This week’s prompt:
Photo of the week – take a picture of something that happened in class and tell us all about it.
This is a photo during our second auction of the year. I’ve been really impressed with the items that our auctioneers have been bringing; I’ve wanted to actually get some of the stuff. This massive baby head wasn’t cheap paper either, it was a durable foam.
This year during auctions, my first two class periods brought up that they felt people should only be able to buy one auction item. In the past, people with a lot of money would get 2-3 things, and when you only have about 5 items at the auction, that’s a lot. Of course, everyone started out at the same amount of money so it’s capitalism at it’s finest. When I asked my third period about it, a few students really opposed it. They said ‘what’s the point of making a bunch of money if you can’t even buy a lot of things in the auction!’ Someone proposed the idea of a tax. I thought perhaps we could do a tax that raised as you bought more items. I proposed the following:
1 item – tax free
2 items – 5% tax on total
3+ items – 10% tax on total
The students who were originally opposed to a one-item limit still weren’t happy about this but were willing to compromise. I keep saying students but it’s really one student. And this student actually owns his own business outside of school; he lives near a golf course and will go and collect golf balls and resell them to golf outlets. He saves up golf balls for 6 months at a time and then will turn them in and gets several hundred dollars for it. Perhaps since he’s had a taste of the real world of economics, he’s wanting class to be similar. That student ended up buying two items and completely forgot about the tax. It was kind of funny. He was like DANG IT I FORGOT ABOUT THAT! MAN GUYS WHY DID YOU AGREE TO THAT!
Last year we had a few more successful businesses where students would sell items directly to one another for about 5 minutes after the auction. One girl made a killing selling ‘unicorn poop’ (aka slime putty). Now students are just bringing some candy and selling it pretty cheap.
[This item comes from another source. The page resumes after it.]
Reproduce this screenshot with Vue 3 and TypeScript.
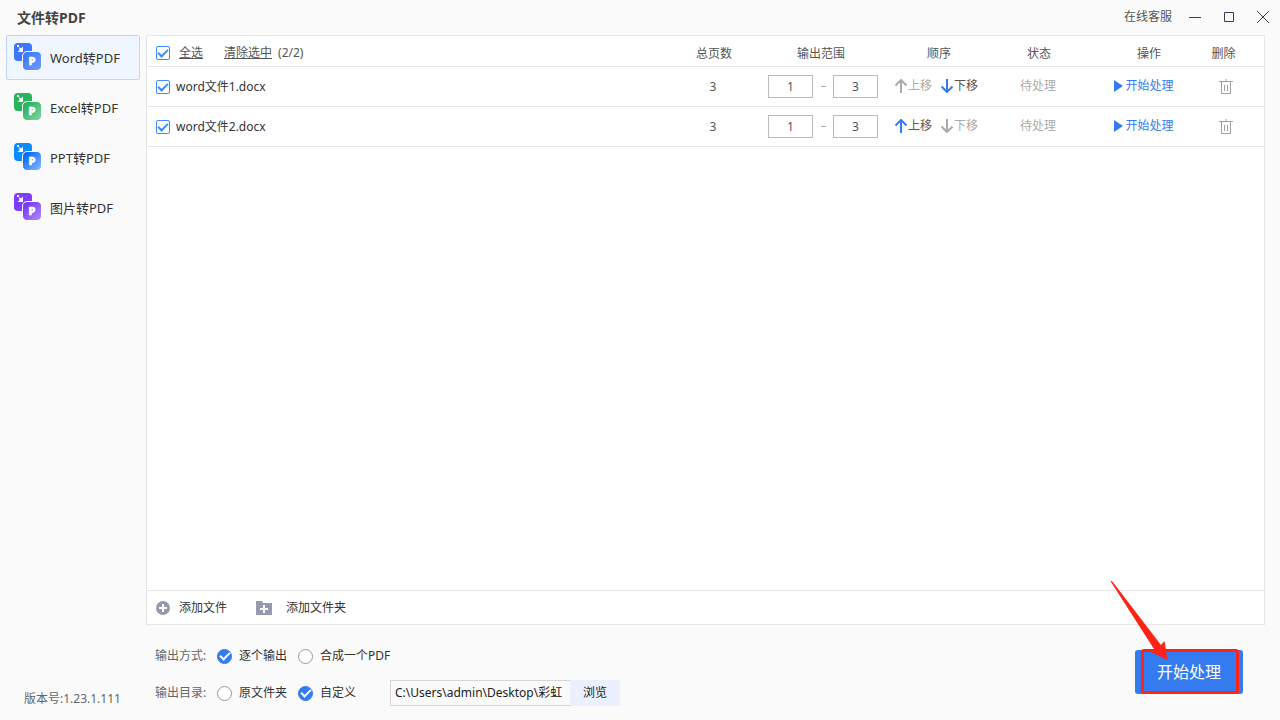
<script setup lang="ts">
import { computed, ref } from 'vue'

interface Tool { id: string; label: string; back: string; from: string; to: string }
interface FileRow { name: string; pages: number; start: string; end: string; checked: boolean }

const tools: Tool[] = [
  { id: 'word', label: 'Word转PDF', back: '#3b76ff', from: '#3f7bff', to: '#6f9dff' },
  { id: 'excel', label: 'Excel转PDF', back: '#27b45c', from: '#2bb35e', to: '#86d6a5' },
  { id: 'ppt', label: 'PPT转PDF', back: '#0a8bff', from: '#0a6cff', to: '#8fc0ff' },
  { id: 'image', label: '图片转PDF', back: '#7f3dff', from: '#7a3df5', to: '#b28cff' },
]
const active = ref('word')

const files = ref<FileRow[]>([
  { name: 'word文件1.docx', pages: 3, start: '1', end: '3', checked: true },
  { name: 'word文件2.docx', pages: 3, start: '1', end: '3', checked: true },
])
const selected = computed(() => files.value.filter((f) => f.checked).length)
const allChecked = computed({
  get: () => files.value.length > 0 && selected.value === files.value.length,
  set: (v: boolean) => files.value.forEach((f) => (f.checked = v)),
})

const mode = ref('each')
const target = ref('custom')
const path = ref('C:\\Users\\admin\\Desktop\\彩虹')

function move(i: number, step: number) {
  const [row] = files.value.splice(i, 1)
  files.value.splice(i + step, 0, row)
}
function clearSelected() {
  files.value = files.value.filter((f) => !f.checked)
}
</script>

<template>
  <div class="app">
    <header class="titlebar">
      <h1>文件转PDF</h1>
      <a href="#" class="service">在线客服</a>
      <button class="win" aria-label="最小化">
        <svg width="14" height="14" viewBox="0 0 14 14"><path d="M1 7.5h12" /></svg>
      </button>
      <button class="win" aria-label="最大化">
        <svg width="14" height="14" viewBox="0 0 14 14"><path d="M2.5 2.5h9v9h-9z" /></svg>
      </button>
      <button class="win" aria-label="关闭">
        <svg width="14" height="14" viewBox="0 0 14 14"><path d="M1 1l12 12M13 1L1 13" /></svg>
      </button>
    </header>

    <aside class="side">
      <nav>
        <button v-for="t in tools" :key="t.id" :class="['tool', { on: active === t.id }]" @click="active = t.id">
          <svg width="28" height="28" viewBox="0 0 28 28" aria-hidden="true">
            <defs>
              <linearGradient :id="'g-' + t.id" x1="0" y1="0" x2="1" y2="1">
                <stop offset="0.2" :stop-color="t.from" />
                <stop offset="1" :stop-color="t.to" />
              </linearGradient>
            </defs>
            <rect x="0" y="0" width="18" height="18" rx="4" :fill="t.back" />
            <path d="M3 2h2v2h-2zM5 4l2.200 1.600L9 3.500V9H3.500L5.500 7.200z" fill="#fff" />
            <rect x="8.5" y="8.5" width="19" height="19" rx="4.5" :fill="`url(#g-${t.id})`" stroke="#fff" />
            <text x="18" y="22" text-anchor="middle" class="mark">P</text>
          </svg>
          <span>{{ t.label }}</span>
        </button>
      </nav>
      <p class="version">版本号:1.23.1.111</p>
    </aside>

    <main class="panel">
      <div class="list">
        <table>
          <colgroup>
            <col />
            <col class="c-pages" />
            <col class="c-range" />
            <col class="c-order" />
            <col class="c-state" />
            <col class="c-action" />
            <col class="c-delete" />
          </colgroup>
          <thead>
            <tr>
              <th class="first">
                <div class="pick">
                  <input id="all" v-model="allChecked" type="checkbox" class="box" />
                  <label for="all" class="all">全选</label>
                  <button class="clear" @click="clearSelected">清除选中</button>
                  <span class="count">({{ selected }}/{{ files.length }})</span>
                </div>
              </th>
              <th>总页数</th>
              <th class="ranges">输出范围</th>
              <th>顺序</th>
              <th>状态</th>
              <th class="action">操作</th>
              <th class="remove">删除</th>
            </tr>
          </thead>
          <tbody>
            <tr v-for="(f, i) in files" :key="f.name">
              <td class="first">
                <label class="pick name"><input v-model="f.checked" type="checkbox" class="box" />{{ f.name }}</label>
              </td>
              <td>{{ f.pages }}</td>
              <td>
                <div class="range">
                  <input v-model="f.start" type="text" aria-label="起始页" />
                  <span class="dash"></span>
                  <input v-model="f.end" type="text" aria-label="结束页" />
                </div>
              </td>
              <td>
                <div class="order">
                  <button :disabled="i === 0" @click="move(i, -1)">
                    <svg width="14" height="14" viewBox="0 0 14 14"><path d="M7 14V1M1.5 6.5L7 1l5.5 5.5" /></svg>上移
                  </button>
                  <button :disabled="i === files.length - 1" @click="move(i, 1)">
                    <svg width="14" height="14" viewBox="0 0 14 14"><path d="M7 0v13M1.5 7.5L7 13l5.5-5.5" /></svg>下移
                  </button>
                </div>
              </td>
              <td class="state">待处理</td>
              <td>
                <button class="run"><svg width="9" height="12" viewBox="0 0 9 12"><path d="M0 0l9 6-9 6z" /></svg>开始处理</button>
              </td>
              <td>
                <button class="trash" aria-label="删除" @click="files.splice(i, 1)">
                  <svg width="14" height="16" viewBox="0 0 14 16"><path d="M0 2.5h14M7 0v2M2.5 3v11.5h9V3M5.5 6v6M8.5 6v6" /></svg>
                </button>
              </td>
            </tr>
          </tbody>
        </table>
      </div>
      <div class="adder">
        <button class="add-file">
          <svg width="14" height="14" viewBox="0 0 14 14"><circle cx="7" cy="7" r="7" fill="#959aaf" /><path d="M3 7h8M7 3v8" stroke="#fff" stroke-width="2" /></svg>添加文件
        </button>
        <button class="add-folder">
          <svg width="16" height="14" viewBox="0 0 16 14"><path d="M0 0h6l1 2h9v12H0z" fill="#959aaf" /><path d="M4 8h8M8 4v8" stroke="#fff" stroke-width="2" /></svg>添加文件夹
        </button>
      </div>
    </main>

    <footer class="bottom">
      <div class="options">
        <div class="line" role="radiogroup" aria-label="输出方式">
          <span class="caption">输出方式:</span>
          <label class="choice"><input v-model="mode" type="radio" name="mode" value="each" />逐个输出</label>
          <label class="choice"><input v-model="mode" type="radio" name="mode" value="merge" />合成一个PDF</label>
        </div>
        <div class="line" role="radiogroup" aria-label="输出目录">
          <span class="caption">输出目录:</span>
          <label class="choice"><input v-model="target" type="radio" name="target" value="source" />原文件夹</label>
          <label class="choice"><input v-model="target" type="radio" name="target" value="custom" />自定义</label>
          <div class="folder">
            <input v-model="path" type="text" aria-label="输出路径" />
            <button>浏览</button>
          </div>
        </div>
      </div>
      <div class="start">
        <button>开始处理</button>
        <span class="frame"></span>
        <svg class="pointer" width="60" height="82" viewBox="0 0 60 82" aria-hidden="true">
          <path d="M1 1h1L51 65l3.500-4L57.500 80 41 72l3-3L1 2z" fill="#ff2317" />
        </svg>
      </div>
    </footer>
  </div>
</template>

<style>
body {
  margin: 0;
  background: #fafafa;
}
</style>

<style scoped>
.app {
  box-sizing: border-box;
  display: grid;
  grid-template: 35px 1fr 95px / 146px 1fr;
  min-height: 100vh;
  padding-right: 15px;
  background: #fafafa;
  color: #333;
  font: 12px/18px "Noto Sans", "Noto Sans CJK SC", sans-serif;
}
button {
  padding: 0;
  border: 0;
  background: none;
  color: inherit;
  font: inherit;
  cursor: pointer;
}
input {
  box-sizing: border-box;
  margin: 0;
  color: inherit;
  font: inherit;
}
svg {
  display: block;
  flex: none;
}
.titlebar {
  grid-column: 1 / -1;
  display: flex;
  align-items: center;
  gap: 20px;
  margin-right: -5px;
  padding: 0 0 2px 17px;
}
h1 {
  flex: 1;
  margin: 0;
  padding-top: 2px;
  color: #444;
  font-size: 14px;
  line-height: 20px;
}
.service {
  margin-right: -4px;
  color: #555;
  text-decoration: none;
}
.win svg {
  fill: none;
  stroke: #333f55;
}
.side {
  grid-row: 2 / 4;
  display: flex;
  flex-direction: column;
  justify-content: space-between;
  padding: 0 6px;
}
nav {
  display: flex;
  flex-direction: column;
  gap: 5px;
}
.tool {
  box-sizing: border-box;
  display: flex;
  align-items: center;
  gap: 8px;
  height: 45px;
  padding: 0 7px;
  border: 1px solid transparent;
  border-radius: 2px;
  font-size: 13px;
}
.tool svg {
  margin-bottom: 2px;
}
.tool.on {
  border-color: #bcd6fd;
  background: #eff6ff;
}
.mark {
  fill: #fff;
  stroke: #fff;
  stroke-width: 0.6px;
  font: 800 11px "Noto Sans", sans-serif;
}
.version {
  margin: 0 0 12px 18px;
  color: #666;
}
.panel {
  display: flex;
  flex-direction: column;
  border: 1px solid #e6e6e6;
  background: #fff;
}
.list {
  flex: 1;
}
table {
  width: 100%;
  border-collapse: separate;
  border-spacing: 0;
  table-layout: fixed;
}
.c-pages { width: 80px; }
.c-range { width: 140px; }
.c-order { width: 90px; }
.c-state { width: 110px; }
.c-action { width: 94px; }
.c-delete { width: 77px; }
th,
td {
  box-sizing: border-box;
  height: 40px;
  padding: 0;
  border-bottom: 1px solid #e6e6e6;
  color: #555;
  font-weight: 400;
  text-align: center;
}
th {
  height: 31px;
  padding: 6px 0 0 2px;
}
th.ranges,
th.remove {
  padding: 6px 4px 0 0;
}
th.action {
  padding-left: 18px;
}
th.first {
  padding: 4px 0 0 9px;
}
td.first {
  padding-left: 9px;
}
.pick {
  display: flex;
  align-items: center;
}
.name {
  gap: 6px;
  color: #333;
}
.all {
  margin: 0 21px 0 9px;
}
.all,
.clear {
  text-decoration: underline;
}
.count {
  margin-left: 6px;
}
.box {
  display: grid;
  flex: none;
  place-items: center;
  width: 14px;
  height: 14px;
  border: 1px solid #3c8cff;
  border-radius: 2px;
  background: #fff;
  appearance: none;
}
.box:checked::after,
.choice input:checked::after {
  box-sizing: border-box;
  width: 10px;
  height: 6px;
  border: solid #3c8cff;
  border-width: 0 0 2px 2px;
  content: "";
  transform: translateY(-1px) rotate(-45deg);
}
.range {
  display: flex;
  align-items: center;
  justify-content: center;
}
.range input {
  width: 45px;
  height: 23px;
  padding: 0;
  border: 1px solid #bbb;
  background: #fff;
  text-align: center;
}
.dash {
  width: 5px;
  height: 1px;
  margin: 0 7px 0 8px;
  background: #aaa;
}
.order {
  display: flex;
  gap: 8px;
  justify-content: center;
  padding: 0 4px 2px 0;
}
.order button {
  display: flex;
  align-items: center;
}
.order svg {
  fill: none;
  stroke: #337bef;
  stroke-width: 2;
}
.order button:disabled {
  color: #aaa;
}
.order button:disabled svg {
  stroke: #aaa;
}
.state {
  padding-bottom: 2px;
  color: #aaa;
}
.run {
  display: flex;
  align-items: center;
  gap: 2px;
  margin: 0 auto;
  padding: 0 0 2px 8px;
  color: #337bef;
}
.run svg {
  fill: #337bef;
}
.trash {
  display: block;
  margin: 0 auto;
}
.trash svg {
  fill: none;
  stroke: #a0a0a0;
}
.adder {
  display: flex;
  gap: 29px;
  height: 33px;
  padding-left: 9px;
  border-top: 1px solid #e6e6e6;
}
.adder button {
  display: flex;
  align-items: center;
}
.add-file {
  gap: 9px;
}
.add-folder {
  gap: 14px;
}
.bottom {
  display: flex;
  align-items: flex-start;
  justify-content: space-between;
  padding: 18px 22px 0 9px;
}
.options {
  display: flex;
  flex-direction: column;
  gap: 11px;
}
.line {
  display: flex;
  align-items: center;
  height: 26px;
}
.caption {
  width: 62px;
  color: #666;
}
.choice {
  display: flex;
  gap: 7px;
  align-items: center;
  margin-right: 11px;
}
.choice input {
  display: grid;
  place-items: center;
  width: 15px;
  height: 15px;
  border: 1px solid #999;
  border-radius: 50%;
  background: #fff;
  appearance: none;
}
.choice input:checked {
  border-color: #337bef;
  background: #337bef;
}
.choice input:checked::after {
  border-color: #fff;
}
.folder {
  display: flex;
  width: 230px;
  height: 26px;
  margin-left: 23px;
  color: #222;
}
.folder input {
  flex: 1;
  min-width: 0;
  padding: 0 0 0 4px;
  border: 1px solid #d6d6d6;
  border-right: 0;
  border-radius: 0;
  background: #fafafa;
}
.folder button {
  width: 50px;
  background: #eaf1fd;
}
.start {
  position: relative;
  margin-top: 7px;
}
.start button {
  display: block;
  width: 108px;
  height: 44px;
  border-radius: 3px;
  background: #337bef;
  color: #fff;
  font-size: 16px;
}
.frame {
  position: absolute;
  inset: -1px 4px 0 6px;
  border: 3px solid #ff2317;
  border-radius: 3px;
  pointer-events: none;
}
.pointer {
  position: absolute;
  right: 73px;
  bottom: 32px;
  pointer-events: none;
}
</style>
Before our auctions, I have students put money aside for their goals. They have a charity goal and a ‘buy desk’ goal. Some students have abandoned the buy desk goal because they feel they won’t really save much money in the long run (they don’t have to pay rent anymore once they buy their desk). One student said ‘my parents give to a charity already so do I have to give to charity.’ I told them that I really wanted them to practice giving money and really it wasn’t about the charity, it was about them learning to sacrifice a little for a cause or group of people they felt strongly about. I told them that giving money is hard, and we get the opportunity to practice it because it’s important; if they have a hard time giving pretend money, it won’t be much easier when they’re making real money. That seemed to resonate with a few of them.
I like Bankaroo for the goals feature. Once students put money into a goal, they can’t take it out unless they delete the goal. Also when it gets filled, they can’t delete the goal and have the money go back into their account, they money is basically just gone. It also emails me whenever they reach their goal so I set up a canned message for instructions to send students when they reach their goal:
Congratulations on meeting your charity goal! To give to the charity do the following:
- Find the email from earlier this semester that showed what charity you’d give to and what your parents agreed to give (try searching “Giving To Charity” and it should pop up)
- Click REPLY-ALL to that email
- Copy the following into that reply-all and change what’s bold:
Hi everyone! I’m excited to say that I was able to save $1000 for charity in my classroom economy 😀 Mom & Dad, that means we get to give $_____ to INSERT CHARITY NAME HERE. The link to the giving page is in the email below.
I love that you are encouraging them to give to charity, and that you are getting parents involved!